Historical perspective

The notion of unconscious human qualities is far from new. In ‘Passions and the interests’ Albert Hirshman draws a detailed line throughout history from Aristoteles, via Machiavelli to Adam Smith and even further. Scientists and philosophers such as Smith, Lock, Hume and Hobbes named the drives ‘Passions’ or ‘basic qualities’, Darwin named them ‘instincts’. He wrote a great deal about instincts and also about ‘social instincts’. His ideas about instincts were revisited in the 1880s by William James, who many consider to be the father of modern psychology.

William James

The predominant line of thinking at the time was that all behaviour was shaped by experience. But James argued that the brain cannot learn if it does not hold basic knowledge from the beginning. He also believed that humans have more instincts than animals, not less. Humans have all the same impulses as inferior organisms and a lot more than that. This is evident in the fact that no other mammal – not even the ape – has such a wide scope as humans. Therefore, reason cannot neutralise an impulse. An impulse can only be neutralised by an opposing impulse. Reason, however, can disturb an impulse and initiate an opposing impulse to neutralise the first one. Humans, therefore, being the animal with the most instincts, will never react automatically on its own instincts the way inferior animals do.

James made a long list of human instincts, beginning with post-natal behaviour such as sucking, crying, sitting up, standing, walking, climbing. He also noticed highly different preferences among boys and girls when it came to playing.

James ascribed this behaviour to basic native impulses of which he believed that love is the strongest.

Matt Ridley

Matt Ridley summarised the importance of James’ work in Nature Via Nature:

James was not a madman working on the periphery. His work has influenced generations of scholars when it comes to consciousness, space and time in memory. Emotions, thoughts, knowledge, facts, the self, moral and religion. Just to mention the headlines of a contemporary book dealing with this work. So why is it that this 628-page book does not even mention the words ‘instinct’, ‘impulse’ or ‘native’ in the table of contents? Why has it been almost indecent for nearly a hundred years to mention the word ‘instinct’ when it relates to human behaviour?
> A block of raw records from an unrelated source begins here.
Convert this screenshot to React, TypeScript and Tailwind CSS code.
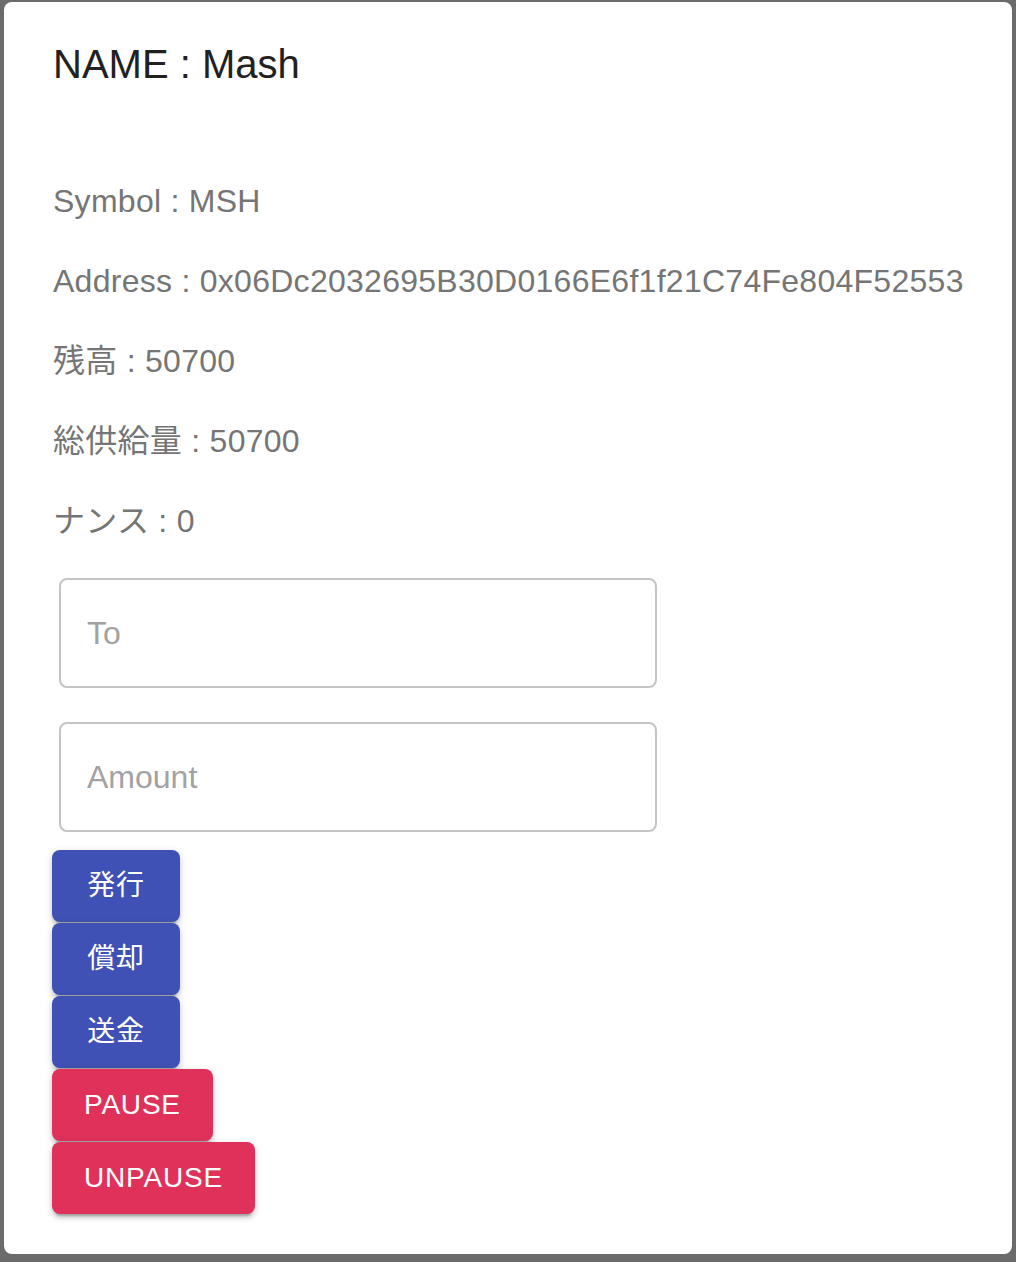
import React from 'react'

const font = { fontFamily: '"Liberation Sans", "Noto Sans CJK JP", sans-serif' }

function TokenCard() {
  const rows = [
    'Symbol : MSH',
    'Address : 0x06Dc2032695B30D0166E6f1f21C74Fe804F52553',
    '残高 : 50700',
    '総供給量 : 50700',
    'ナンス : 0',
  ]
  const blueBtns = ['発行', '償却', '送金']
  const redBtns = ['PAUSE', 'UNPAUSE']
  const btn =
    'h-[72px] mb-px min-w-[128px] px-8 rounded-lg text-white text-[28px] tracking-[0.8px] flex items-center justify-center shadow-[0_6px_2px_-4px_rgba(0,0,0,0.2),0_4px_4px_0_rgba(0,0,0,0.14),0_2px_10px_0_rgba(0,0,0,0.12)]'

  return (
    <div className="w-[1008px] h-[1252px] bg-white rounded-lg pl-[49px] pt-[30px] flex flex-col items-start">
      {/* Title */}
      <div className="h-16 flex items-center text-[40px] text-[#212121]">NAME : Mash</div>

      {/* Info rows */}
      <div className="mt-[65px]">
        {rows.map((r) => (
          <div key={r} className="h-20 flex items-center text-[32px] tracking-[0.27px] text-[#757575] whitespace-nowrap">
            {r}
          </div>
        ))}
      </div>

      {/* Inputs */}
      <div className="ml-[6px] mt-[17px] flex flex-col gap-[34px]">
        {['To', 'Amount'].map((p) => (
          <input
            key={p}
            placeholder={p}
            style={font}
            className="w-[598px] h-[110px] border-2 border-[#c4c4c4] rounded-lg px-[26px] text-[32px] text-[#212121] placeholder:text-[#a2a2a2] outline-none"
          />
        ))}
      </div>

      {/* Buttons */}
      <div className="-ml-px mt-[18px] flex flex-col items-start">
        {blueBtns.map((b) => (
          <button key={b} style={font} className={btn + ' bg-[#3f51b5]'}>
            {b}
          </button>
        ))}
        {redBtns.map((b) => (
          <button key={b} style={font} className={btn + ' bg-[#e0315b]'}>
            {b}
          </button>
        ))}
      </div>
    </div>
  )
}

export default function App() {
  return (
    <div style={font} className="w-[1016px] h-[1262px] bg-[#6b6b6b] pt-[2px] pl-[4px]">
      <TokenCard />
    </div>
  )
}
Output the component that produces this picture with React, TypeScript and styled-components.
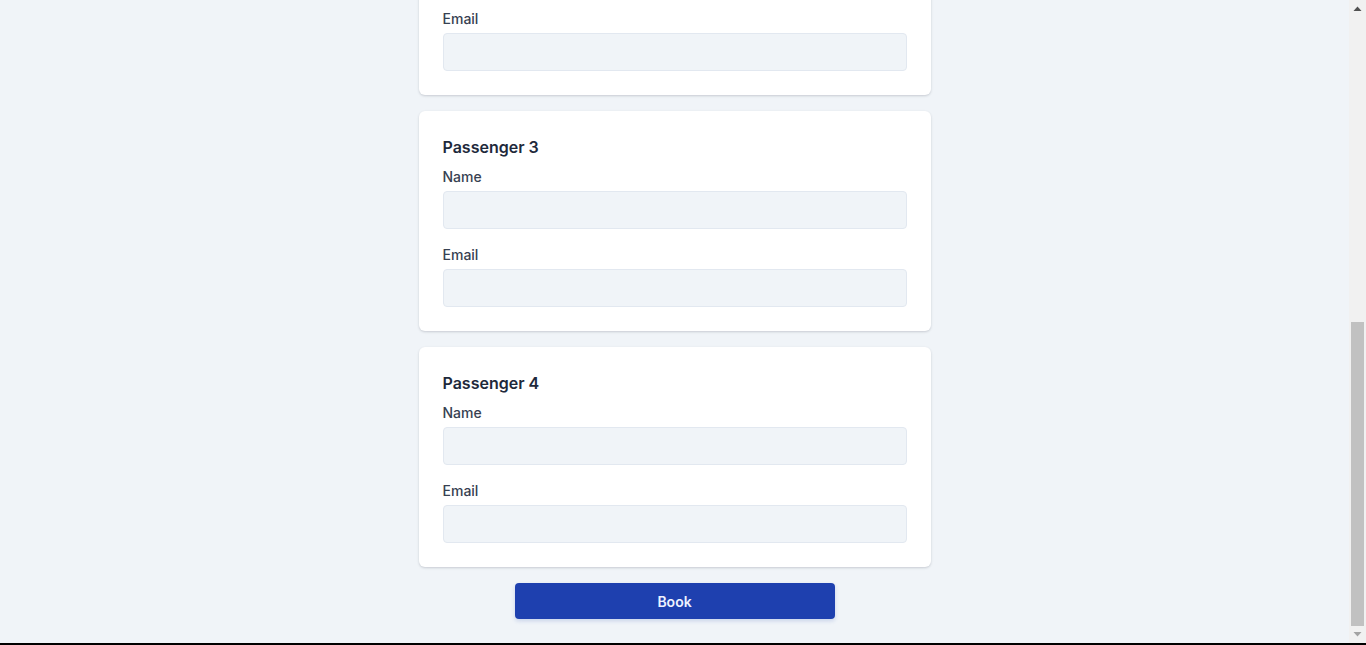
import React, { useLayoutEffect, useRef, useState } from "react";
import styled, { createGlobalStyle } from "styled-components";

const Global = createGlobalStyle`
  html, body { margin: 0; padding: 0; background: #000; height: 645px; overflow: hidden; }
  * { box-sizing: border-box; }
  body { font-family: Inter, "Noto Sans", "Liberation Sans", sans-serif; }
`;

const Frame = styled.div`
  height: 643px;
  display: flex;
  background: #f0f4f8;
`;

const Viewport = styled.div`
  flex: 1;
  height: 100%;
  overflow: hidden;
`;

const ScrollBar = styled.div`
  width: 17px;
  height: 100%;
  background: #f1f1f1;
  display: flex;
  flex-direction: column;
`;

const ScrollButton = styled.div`
  height: 17px;
  flex: none;
  display: flex;
  align-items: center;
  justify-content: center;
`;

const Track = styled.div`
  flex: 1;
  display: flex;
  flex-direction: column;
  justify-content: flex-end;
  padding: 0 2px;
`;

const Thumb = styled.div`
  background: #c1c1c1;
  width: 100%;
`;

const Page = styled.main`
  width: 512px;
  margin: 0 auto;
  padding: 24px 0;
  display: flex;
  flex-direction: column;
  gap: 16px;
`;

const Title = styled.h1`
  margin: 0;
  height: 40px;
  font-size: 26px;
  line-height: 40px;
  font-weight: 700;
  color: #1e293b;
`;

const Card = styled.section`
  background: #ffffff;
  border-radius: 6px;
  box-shadow: 0 1px 3px rgba(15, 23, 42, 0.12), 0 1px 2px rgba(15, 23, 42, 0.06);
  padding: 24px;
  display: flex;
  flex-direction: column;
`;

const CardTitle = styled.h2`
  margin: 0 0 8px;
  font-size: 16px;
  line-height: 24px;
  font-weight: 600;
  color: #1e293b;
`;

const Field = styled.label<{ $first?: boolean }>`
  display: flex;
  flex-direction: column;
  gap: 4px;
  margin-top: ${(p) => (p.$first ? "0" : "16px")};
`;

const LabelText = styled.span`
  font-size: 14px;
  line-height: 20px;
  font-weight: 500;
  color: #374151;
`;

const Input = styled.input`
  height: 38px;
  width: 100%;
  border: 1px solid #e2e8f0;
  border-radius: 4px;
  background: #f0f4f8;
  padding: 0 12px;
  font: inherit;
  font-size: 14px;
  color: #1e293b;
  outline: none;
`;

const Select = styled.select`
  height: 38px;
  width: 100%;
  border: 1px solid #e2e8f0;
  border-radius: 4px;
  background: #f0f4f8;
  padding: 0 12px;
  font: inherit;
  font-size: 14px;
  color: #1e293b;
`;

const ButtonRow = styled.div`
  display: flex;
  justify-content: center;
`;

const BookButton = styled.button`
  width: 320px;
  height: 36px;
  border: none;
  border-radius: 4px;
  background: #1e40af;
  color: #eef2ff;
  font-family: inherit;
  font-size: 14px;
  font-weight: 600;
  box-shadow: 0 2px 4px rgba(30, 64, 175, 0.18);
  cursor: pointer;
`;

const Arrow = ({ up, color }: { up?: boolean; color: string }) => (
  <svg width="9" height="5" viewBox="0 0 9 5">
    <path d={up ? "M0.5 5 L4.5 0.5 L8.5 5 Z" : "M0.5 0 L4.5 4.5 L8.5 0 Z"} fill={color} />
  </svg>
);

const passengers = [1, 2, 3, 4];

export default function App() {
  const ref = useRef<HTMLDivElement>(null);
  const [thumb, setThumb] = useState(304);
  useLayoutEffect(() => {
    const el = ref.current;
    if (!el) return;
    el.scrollTop = el.scrollHeight;
    const track = el.clientHeight - 34;
    setThumb(Math.round((el.clientHeight / el.scrollHeight) * track));
  }, []);
  return (
    <>
      <Global />
      <Frame>
        <Viewport ref={ref}>
          <Page>
            <Title>Book a Flight</Title>
            <Card>
              <Field $first>
                <LabelText>Flight</LabelText>
                <Select defaultValue="">
                  <option value="">Select a flight</option>
                </Select>
              </Field>
              <Field>
                <LabelText>Passengers</LabelText>
                <Input type="number" defaultValue={4} />
              </Field>
            </Card>
            {passengers.map((n) => (
              <Card key={n}>
                <CardTitle>Passenger {n}</CardTitle>
                <Field $first>
                  <LabelText>Name</LabelText>
                  <Input type="text" />
                </Field>
                <Field>
                  <LabelText>Email</LabelText>
                  <Input type="email" />
                </Field>
              </Card>
            ))}
            <ButtonRow>
              <BookButton>Book</BookButton>
            </ButtonRow>
          </Page>
        </Viewport>
        <ScrollBar>
          <ScrollButton>
            <Arrow up color="#505050" />
          </ScrollButton>
          <Track>
            <Thumb style={{ height: thumb }} />
          </Track>
          <ScrollButton>
            <Arrow color="#a3a3a3" />
          </ScrollButton>
        </ScrollBar>
      </Frame>
    </>
  );
}
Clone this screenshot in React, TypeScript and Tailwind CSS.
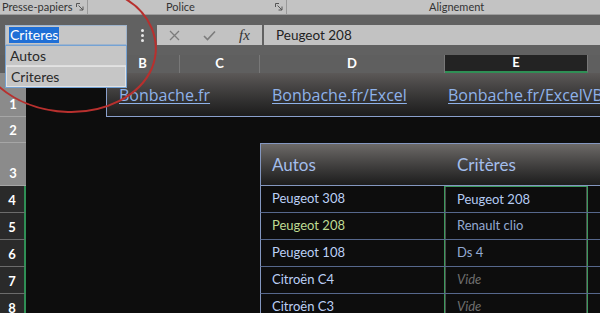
import React from 'react'

const rowHeads = [
  { n: '1', h: 'h-[44px]', sel: false },
  { n: '2', h: 'h-[26px]', sel: false },
  { n: '3', h: 'h-[43px]', sel: false },
  { n: '4', h: 'h-[27px]', sel: true },
  { n: '5', h: 'h-[27px]', sel: true },
  { n: '6', h: 'h-[27px]', sel: true },
  { n: '7', h: 'h-[27px]', sel: true },
  { n: '8', h: 'h-[27px]', sel: true },
]

const rows = [
  { auto: 'Peugeot 308', autoCls: 'text-[#bcd0f6]', crit: 'Peugeot 208', critCls: 'text-[#b4caf2]' },
  { auto: 'Peugeot 208', autoCls: 'text-[#bfdb93]', crit: 'Renault clio', critCls: 'text-[#93a9d2]' },
  { auto: 'Peugeot 108', autoCls: 'text-[#bcd0f6]', crit: 'Ds 4', critCls: 'text-[#93a9d2]' },
  { auto: 'Citroën C4', autoCls: 'text-[#bcd0f6]', crit: 'Vide', critCls: 'text-[#6f6f6f] italic' },
  { auto: 'Citroën C3', autoCls: 'text-[#bcd0f6]', crit: 'Vide', critCls: 'text-[#6f6f6f] italic' },
]

function Launcher() {
  return (
    <svg width="8" height="8" viewBox="0 0 8 8" className="shrink-0">
      <path d="M0.5 4V0.5H4" fill="none" stroke="#555" strokeWidth="1" />
      <path d="M2.5 2.5L7 7M7 3.5V7H3.5" fill="none" stroke="#555" strokeWidth="1" />
    </svg>
  )
}

function ColHead({ w, label, active }: { w: string; label: string; active?: boolean }) {
  return (
    <div
      className={`${w} shrink-0 h-full flex items-center justify-center text-[13px] font-bold border-r border-[#787878] ${
        active ? 'bg-[#232323] border-b-2 border-b-[#2f8f55] text-white' : 'text-white'
      }`}
    >
      {label}
    </div>
  )
}

export default function App() {
  return (
    <div className="relative w-[600px] h-[313px] overflow-hidden bg-[#0d0d0d] font-['Lato','Liberation_Sans',sans-serif]">
      {/* ruban */}
      <div className="h-[15px] bg-[#c3c3c3] border-b border-[#9c9c9c] flex items-center text-[11px] text-[#333]">
        <div className="w-[88px] h-full flex items-center justify-between pl-[2px] pr-[3px] border-r border-[#9a9a9a]">
          <span>Presse-papiers</span>
          <Launcher />
        </div>
        <div className="w-[199px] h-full flex items-center justify-between pl-[78px] pr-[3px] border-r border-[#9a9a9a]">
          <span>Police</span>
          <Launcher />
        </div>
        <div className="flex-1 h-full flex items-center pl-[142px]">
          <span>Alignement</span>
        </div>
      </div>

      {/* barre de formule */}
      <div className="h-[40px] bg-[#616161] flex items-start pt-[10px]">
        <div className="relative ml-[5px] w-[122px] h-[20px] z-10">
          <div className="h-full bg-[#c6c6c6] border border-[#9fb4cc] flex items-center pl-[3px] text-[14px]">
            <span className="bg-[#1f6fd6] text-white leading-[16px] px-[1px]">Criteres</span>
          </div>
          <div className="absolute left-0 top-full w-full bg-[#c6c6c6] border border-[#74a2d4] text-[14px] text-[#2a2a2a]">
            <div className="h-[20px] flex items-center pl-[4px] border-b border-[#dedede]">Autos</div>
            <div className="h-[21px] flex items-center pl-[4px] border border-[#e2e2e2]">Criteres</div>
          </div>
        </div>
        <div className="w-[30px] h-[20px] flex flex-col items-center justify-center gap-[2px]">
          <span className="w-[3px] h-[3px] bg-[#e6e6e6] rounded-full" />
          <span className="w-[3px] h-[3px] bg-[#e6e6e6] rounded-full" />
          <span className="w-[3px] h-[3px] bg-[#e6e6e6] rounded-full" />
        </div>
        <div className="w-[105px] h-[20px] bg-[#c2c2c2] flex items-center">
          <div className="w-[34px] flex justify-center">
            <svg width="11" height="11" viewBox="0 0 11 11">
              <path d="M1 1L10 10M10 1L1 10" stroke="#7c7c7c" strokeWidth="1.3" />
            </svg>
          </div>
          <div className="w-[36px] flex justify-center">
            <svg width="13" height="11" viewBox="0 0 13 11">
              <path d="M1 6L4.5 9.5L12 1.5" fill="none" stroke="#7c7c7c" strokeWidth="1.6" />
            </svg>
          </div>
          <div className="w-[35px] flex justify-center text-[15px] italic text-[#333] font-['Liberation_Serif',serif]">
            fx
          </div>
        </div>
        <div className="ml-[2px] flex-1 h-[20px] bg-[#c2c2c2] flex items-center pl-[12px] text-[13.5px] text-[#222]">
          Peugeot 208
        </div>
      </div>

      {/* en-têtes de colonnes */}
      <div className="h-[18px] bg-[#5f5f5f] flex">
        <div className="w-[26px] shrink-0 h-full border-r border-[#787878]" />
        <ColHead w="w-[80px]" label="A" />
        <ColHead w="w-[74px]" label="B" />
        <ColHead w="w-[80px]" label="C" />
        <ColHead w="w-[185px]" label="D" />
        <ColHead w="w-[143px]" label="E" active />
        <ColHead w="w-[120px]" label="F" />
      </div>

      {/* grille */}
      <div className="flex">
        <div className="w-[26px] shrink-0 flex flex-col">
          {rowHeads.map((r) => (
            <div
              key={r.n}
              className={`${r.h} shrink-0 flex items-end justify-center pb-[2px] text-[13px] font-bold text-white border-b ${
                r.sel
                  ? 'bg-[#2a2a2a] border-[#6c6c6c] border-r-2 border-r-[#2f8f55]'
                  : 'bg-[#8b8b8b] border-[#a6a6a6]'
              }`}
            >
              {r.n}
            </div>
          ))}
        </div>

        <div className="flex-1 flex flex-col">
          {/* ligne 1 : liens */}
          <div className="ml-[80px] h-[44px] border border-t-0 border-[#8aa0cc] bg-gradient-to-b from-[#5c5958] to-[#1c1c1c] flex items-end pb-[9px] pl-[12px] text-[16px] text-[#8fb2ea] whitespace-nowrap font-['Open_Sans',sans-serif]">
            <span className="w-[153px] shrink-0"><span className="underline underline-offset-2">Bonbache.fr</span></span>
            <span className="w-[176px] shrink-0"><span className="underline underline-offset-2">Bonbache.fr/Excel</span></span>
            <span className="underline underline-offset-2">Bonbache.fr/ExcelVBA</span>
          </div>

          {/* ligne 2 */}
          <div className="h-[26px]" />

          {/* tableau */}
          <div className="ml-[234px] w-[400px] shrink-0">
            <div className="h-[43px] border border-[#8497c0] bg-gradient-to-b from-[#6d6a68] to-[#1d1d1d] flex items-center text-[17px] text-[#a4beec]">
              <div className="w-[183px] pl-[11px]">Autos</div>
              <div className="pl-[13px]">Critères</div>
            </div>
            {rows.map((r, i) => (
              <div key={i} className="h-[27px] flex border-b border-[#56678c] border-l border-l-[#8497c0] text-[13px]">
                <div className={`w-[183px] flex items-center pl-[11px] ${r.autoCls}`}>{r.auto}</div>
                <div
                  className={`w-[144px] flex items-center border-x border-[#3c9a5e] ${i === 0 ? 'border-t' : ''}`}
                >
                  <div className={`h-full flex-1 flex items-center pl-[11px] border-x border-[#4a4a4a] ${r.critCls}`}>
                    {r.crit}
                  </div>
                </div>
                <div className="flex-1" />
              </div>
            ))}
          </div>
        </div>
      </div>

      {/* cercle rouge */}
      <svg className="absolute left-0 top-0 pointer-events-none z-20" width="200" height="125" viewBox="0 0 200 125">
        <path
          d="M124 -2 C149 12 163 40 152 68 C140 96 105 113 68 112 C38 111 12 100 -6 82"
          fill="none"
          stroke="#b8302e"
          strokeWidth="2"
        />
      </svg>
    </div>
  )
}
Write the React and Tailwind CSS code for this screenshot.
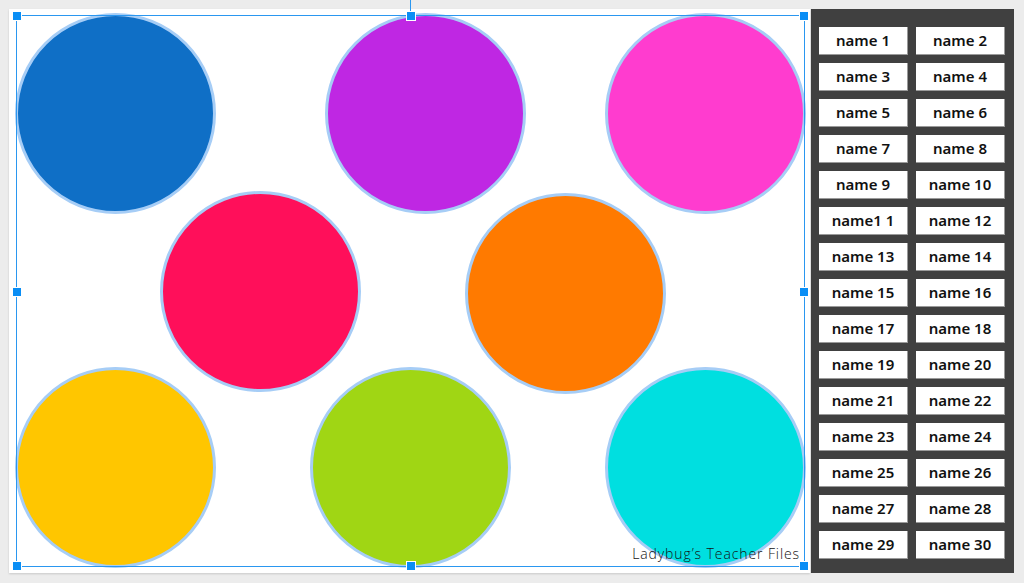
const circles = [
  { color: "bg-[#0f6fc6]", pos: "left-[6px] top-[4px]" },
  { color: "bg-[#bf27e3]", pos: "left-[316px] top-[4px]" },
  { color: "bg-[#ff3ccf]", pos: "left-[596px] top-[4px]" },
  { color: "bg-[#ff0f5a]", pos: "left-[151px] top-[182px]" },
  { color: "bg-[#ff7a00]", pos: "left-[456px] top-[184px]" },
  { color: "bg-[#ffc600]", pos: "left-[6px] top-[358px]" },
  { color: "bg-[#a0d614]", pos: "left-[301px] top-[358px]" },
  { color: "bg-[#00dfe0]", pos: "left-[596px] top-[358px]" },
];

const names = Array.from({ length: 30 }, (_, i) => (i === 10 ? "name1 1" : `name ${i + 1}`));

function Handle({ pos }) {
  return <div className={`absolute w-[10px] h-[10px] bg-[#0a8ef5] border border-white ${pos}`} />;
}

export default function App() {
  return (
    <div className="w-[1024px] h-[583px] bg-[#ececec] flex pt-[9px] pl-[9px] overflow-hidden">
      <div className="relative w-[801px] h-[564px] bg-white shadow-[0_1px_2px_rgba(0,0,0,0.15)]">
        {circles.map((c, i) => (
          <div
            key={i}
            className={`absolute w-[201px] h-[201px] rounded-full border-[3px] border-[#a6cdf6] ${c.color} ${c.pos}`}
          />
        ))}

        <div
          className="absolute right-[10px] top-[534px] text-[14px] font-light tracking-[0.9px] text-[#111]"
          style={{ fontFamily: '"Open Sans", sans-serif' }}
        >
          Ladybug’s Teacher Files
        </div>

        {/* selection frame */}
        <div className="absolute left-[7px] top-[6px] w-[789px] h-[552px] border border-[#2a97f0]">
          <div className="absolute left-[393px] -top-[16px] w-px h-[12px] bg-[#2a97f0]" />
          <Handle pos="-left-[5px] -top-[5px]" />
          <Handle pos="left-[389px] -top-[5px]" />
          <Handle pos="-right-[5px] -top-[5px]" />
          <Handle pos="-left-[5px] top-[271px]" />
          <Handle pos="-right-[5px] top-[271px]" />
          <Handle pos="-left-[5px] -bottom-[5px]" />
          <Handle pos="left-[389px] -bottom-[5px]" />
          <Handle pos="-right-[5px] -bottom-[5px]" />
        </div>
      </div>

      <div className="ml-px w-[203px] h-[564px] bg-[#404040] pt-[18px] pl-[8px]">
        <div className="grid grid-cols-[89px_89px] gap-x-[8px] gap-y-[8px]">
          {names.map((n) => (
            <div
              key={n}
              className="h-[28px] bg-white border-r border-b border-[#9a9a9a] flex items-center justify-center text-[15px] font-semibold text-[#111]"
              style={{ fontFamily: '"Noto Sans", sans-serif' }}
            >
              {n}
            </div>
          ))}
        </div>
      </div>
    </div>
  );
}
As Ridley points out, James’ ideas about native instincts gained influence right from the beginning. His disciple William McDougall founded an entire school based on James’ ideas that humans have more instincts than animals. The instinctivists – as they called themselves – began making longer and longer lists of instincts, including all aspects of human behaviour. Their big error was to confuse why we behave the way we do with how we behave the way we do. Notice that James’ list of post-natal instincts contain physical movement. This means that babies use their instincts to solve their challenges, but they do not find out which challenges need solving.

This confusion about why and how caused the notion of native drives to be discredited. Ridley summarises it this way:

‘In the 1920s the very empiricist ideas that James had attacked, embodied in the notion of the blank slate, swept back to power not just in psychology (with John B. Watson and B. F. Skinner) but in anthropology (Franz Boas), psychiatry (Freud), and sociology (Durkheim).’

New theorists

Native instincts being taboo continued until 1958 when Noam Chomsky’s work left the door ajar. Chomsky argued that it is impossible for children to learn languages through their parents alone. Children must possess native instincts that provide them with an understanding of grammar and words with which they can adapt the language they grow up with.

This theory has since been backed by several evolutionary psychologists, and science has recently begun to take up the notion of native instincts.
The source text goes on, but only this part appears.